Séminaire Algèbre Géométrie Algébrique Topologie Algébrique :
Le 01 avril 2021 à 11:30 -
Présentée par Vezier Antoine - Univ. Grenoble Alpes
The Cox ring of a complexity one almost homogeneous variety.
The Cox ring of an algebraic variety (satisfying some natural conditions) is a very rich invariant.
It was introduced by Cox in 1995 for the study of toric varieties, and then generalized to normal
varieties by Arzhantsev, Berchtold and Hausen. Later, Hu and Keel discovered that the normal varieties
with a finitely generated Cox ring define a class of varieties whose birational geometry is particularly
well understood. They called them the Mori Dream Spaces (MDS) by virtue of their good behaviour with
respect to the minimal model program of Mori. A first problem is to find natural conditions for a normal
variety to be an MDS. A second one is to describe the Cox ring of a given MDS: find a presentation by
generators and relations, give the nature of its singularities, etc...
Among algebraic varieties equipped with an action of an (affine) algebraic group, a particularly well
understood class consists of normal varieties of complexity at most one: a connected reductive group is
acting in such a way that the minimal codimension of an orbit of a Borel subgroup is at most one. The
normal varieties of complexity zero are the spherical varieties (e.g. a toric variety is spherical).

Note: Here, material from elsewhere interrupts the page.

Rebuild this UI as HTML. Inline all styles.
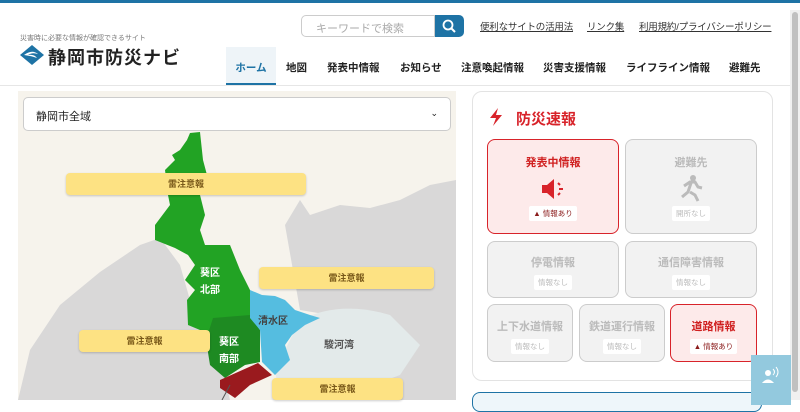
<!DOCTYPE html>
<html><head><meta charset="utf-8"><style>
*{margin:0;padding:0;box-sizing:border-box}
body{width:800px;height:400px;overflow:hidden;background:#fff;font-family:"Liberation Sans","Noto Sans CJK JP",sans-serif;position:relative;color:#222}
.a{position:absolute}
.top{left:0;top:0;width:800px;height:3px;background:#1e73a5}
.sub{left:20px;top:33px;font-size:7px;color:#777}
.logo{left:48px;top:44px;font-size:18px;font-weight:bold;letter-spacing:1px}
.search{left:301px;top:15px;width:134px;height:22px;border:1px solid #ccc;border-radius:5px 0 0 5px;font-size:11px;color:#aaa;padding:4px 14px}
.sbtn{left:435px;top:15px;width:29px;height:22px;background:#1e73a5;border-radius:0 5px 5px 0}
.lk{top:19px;font-size:9.5px;color:#333;text-decoration:underline;letter-spacing:-0.2px}
.nav{top:60px;font-size:10.5px;font-weight:bold}
.home{left:226px;top:47px;width:50px;height:38px;background:#eef4f8;border-bottom:2px solid #1e73a5;color:#1e73a5;font-size:10.5px;font-weight:bold;text-align:center;padding-top:13px}
.hl{left:0;top:85px;width:790px;height:1px;background:#e6e6e6}
.map{left:18px;top:91px;width:438px;height:309px;background:#f6f3ec;overflow:hidden}
.sel{left:23px;top:97px;width:428px;height:34px;background:#fff;border:1px solid #ccc;border-radius:5px;font-size:11px;padding:10px 12px}
.lab{background:#fde283;border-radius:4px;font-size:9px;font-weight:bold;color:#7a5a1a;text-align:center;height:22px;line-height:22px;box-shadow:0 1px 2px rgba(0,0,0,.2)}
.panel{left:472px;top:91px;width:301px;height:290px;border:1px solid #e3e3e3;border-radius:10px}
.card{border:1.5px solid #ccc;border-radius:8px;background:#f2f2f2;text-align:center;color:#bbb;font-size:11px;font-weight:bold}
.card.on{border-color:#d8232a;background:#fdeaea;color:#d02020}
.tag{display:inline-block;background:#fff;font-size:7.5px;padding:2px 4px;border-radius:2px;color:#bbb;font-weight:normal}
.on .tag{color:#8a1a1a}
.wh{color:#fff;font-size:10px;font-weight:bold;text-align:center;line-height:17px}
</style></head><body>
<div class="a top"></div>
<div class="a sub">災害時に必要な情報が確認できるサイト</div>
<svg class="a" style="left:20px;top:45px" width="24" height="20" viewBox="0 0 24 20"><path d="M12 0L24 10L12 20L0 10Z" fill="#1e73a5"/><path d="M4 10q8-6 14-1q-6-2-10 1q6-1 9 3q-5-2-13-3z" fill="#fff"/></svg>
<div class="a logo">静岡市防災ナビ</div>
<div class="a search">キーワードで検索</div>
<div class="a sbtn"><svg width="29" height="22"><circle cx="13" cy="10" r="4.5" stroke="#fff" stroke-width="1.8" fill="none"/><path d="M16 13l4 4" stroke="#fff" stroke-width="2"/></svg></div>
<div class="a lk" style="left:480px">便利なサイトの活用法</div>
<div class="a lk" style="left:587px">リンク集</div>
<div class="a lk" style="left:639px">利用規約/プライバシーポリシー</div>
<div class="a home">ホーム</div>
<div class="a nav" style="left:286px">地図</div>
<div class="a nav" style="left:327px">発表中情報</div>
<div class="a nav" style="left:400px">お知らせ</div>
<div class="a nav" style="left:461px">注意喚起情報</div>
<div class="a nav" style="left:543px">災害支援情報</div>
<div class="a nav" style="left:626px">ライフライン情報</div>
<div class="a nav" style="left:729px">避難先</div>
<div class="a hl"></div>
<div class="a" style="left:790px;top:10px;width:10px;height:390px;background:#f0f0f0"><div style="margin:2px 2px;width:6px;height:380px;background:#c0c0c0;border-radius:3px"></div></div>
<div class="a map"><svg width="438" height="309" viewBox="18 91 438 309">
<path d="M18 400L30 350L60 305L100 272L140 245L160 238L180 265L190 300L215 340L230 400Z" fill="#d9d8d8"/>
<path d="M285 225L300 200L310 215L340 205L370 208L400 200L430 185L456 180L456 400L380 400L360 320L300 310Z" fill="#d9d8d8"/>
<path d="M300 320Q340 300 390 315L420 345L400 375L360 390L330 400L280 400L275 370Z" fill="#e3eaea"/>
<path d="M190 133L200 132L203 160L207 175L200 195L205 215L200 230L205 245L230 245L240 270L250 290L250 318L240 325L215 332L200 330L188 325L187 300L195 290L185 280L195 265L188 255L175 248L155 240L155 225L170 205L168 195L165 170L175 160L172 155L180 150L187 140Z" fill="#22a324"/>
<path d="M213 318L250 315L260 330L260 362L245 365L225 378L210 365L206 340Z" fill="#1e8a22"/>
<path d="M220 380L258 363L272 375L250 385L235 398L220 388Z" fill="#9a1a1e"/>
<path d="M250 290L262 295L275 296L285 300L295 310L310 315L320 318L305 325L292 335L285 345L290 360L275 375L262 362L260 330L250 318Z" fill="#55bde0"/>
<path d="M230 385L222 400" stroke="#555" stroke-width="1"/>
</svg></div>
<div class="a sel">静岡市全域<span style="float:right;font-size:9px">⌄</span></div>
<div class="a lab" style="left:66px;top:173px;width:240px">雷注意報</div>
<div class="a lab" style="left:259px;top:267px;width:175px">雷注意報</div>
<div class="a lab" style="left:79px;top:330px;width:131px">雷注意報</div>
<div class="a lab" style="left:272px;top:378px;width:131px">雷注意報</div>
<div class="a wh" style="left:200px;top:265px">葵区<br>北部</div>
<div class="a wh" style="left:219px;top:334px">葵区<br>南部</div>
<div class="a" style="left:258px;top:312px;font-size:10px;font-weight:bold;color:#444">清水区</div>
<div class="a" style="left:324px;top:336px;font-size:10px;font-weight:bold;color:#555">駿河湾</div>
<div class="a panel"></div>
<svg class="a" style="left:488px;top:108px" width="16" height="18" viewBox="0 0 16 18"><path d="M10 0L2 10H8L5 18L14 7H8Z" fill="#d8232a"/></svg>
<div class="a" style="left:516px;top:108px;font-size:15px;font-weight:bold;color:#d8232a">防災速報</div>
<div class="a card on" style="left:487px;top:139px;width:132px;height:95px;padding-top:14px">発表中情報<br><svg width="30" height="26" viewBox="0 0 30 26" style="margin:6px 0 1px"><path d="M4 9h5l7-6v20l-7-6H4z" fill="#d8232a"/><path d="M20 7l2 2M21 13h4M20 19l2-2" stroke="#d8232a" stroke-width="2"/></svg><br><span class="tag">▲ 情報あり</span></div>
<div class="a card" style="left:625px;top:139px;width:132px;height:95px;padding-top:14px">避難先<br><svg width="30" height="30" viewBox="0 0 30 30" style="margin:3px 0 0"><circle cx="17" cy="5" r="3" fill="#bbb"/><path d="M8 13l6-4h5l3 5 4 1M15 10l-3 9-6 5M14 19l5 3 3 6" stroke="#bbb" stroke-width="3" fill="none"/></svg><br><span class="tag">開所なし</span></div>
<div class="a card" style="left:487px;top:241px;width:132px;height:57px;padding-top:12px">停電情報<br><span class="tag" style="margin-top:5px">情報なし</span></div>
<div class="a card" style="left:625px;top:241px;width:132px;height:57px;padding-top:12px">通信障害情報<br><span class="tag" style="margin-top:5px">情報なし</span></div>
<div class="a card" style="left:487px;top:304px;width:86px;height:58px;padding-top:13px">上下水道情報<br><span class="tag" style="margin-top:5px">情報なし</span></div>
<div class="a card" style="left:579px;top:304px;width:86px;height:58px;padding-top:13px">鉄道運行情報<br><span class="tag" style="margin-top:5px">情報なし</span></div>
<div class="a card on" style="left:670px;top:304px;width:87px;height:58px;padding-top:13px">道路情報<br><span class="tag" style="margin-top:5px">▲ 情報あり</span></div>
<div class="a" style="left:472px;top:392px;width:290px;height:20px;border:1.5px solid #1e73a5;border-radius:8px;background:#eef6fa"></div>
<div class="a" style="left:751px;top:355px;width:40px;height:50px;background:#93c9de"><svg width="40" height="40"><circle cx="17" cy="18" r="3" fill="#fff"/><path d="M11 28q6-7 12 0z" fill="#fff"/><path d="M22 14q3 3 0 6M25 12q4 5 0 10" stroke="#fff" fill="none"/></svg></div>
</body></html>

In 2007, Brion proved that spherical varieties are MDS, and gave a description of their Cox ring by
generators and relations. A normal variety of complexity one is an MDS if and only if it is a rational
variety (e.g. a normal rational surface with an effective $\mathbb{G}_m$-action or a normal SL$_2$-threefold
with a dense orbit). This provides a natural class of MDS with group action for which the second
problem has only been solved in very particular cases.
In this talk, we will detail the construction of the Cox ring of a normal variety, and explain its importance in algebraic geometry.
Then, we will describe the Cox ring of a complexity one almost homogeneous variety (i.e. it is normal with a dense orbit), together
with the methods developed to obtain this description.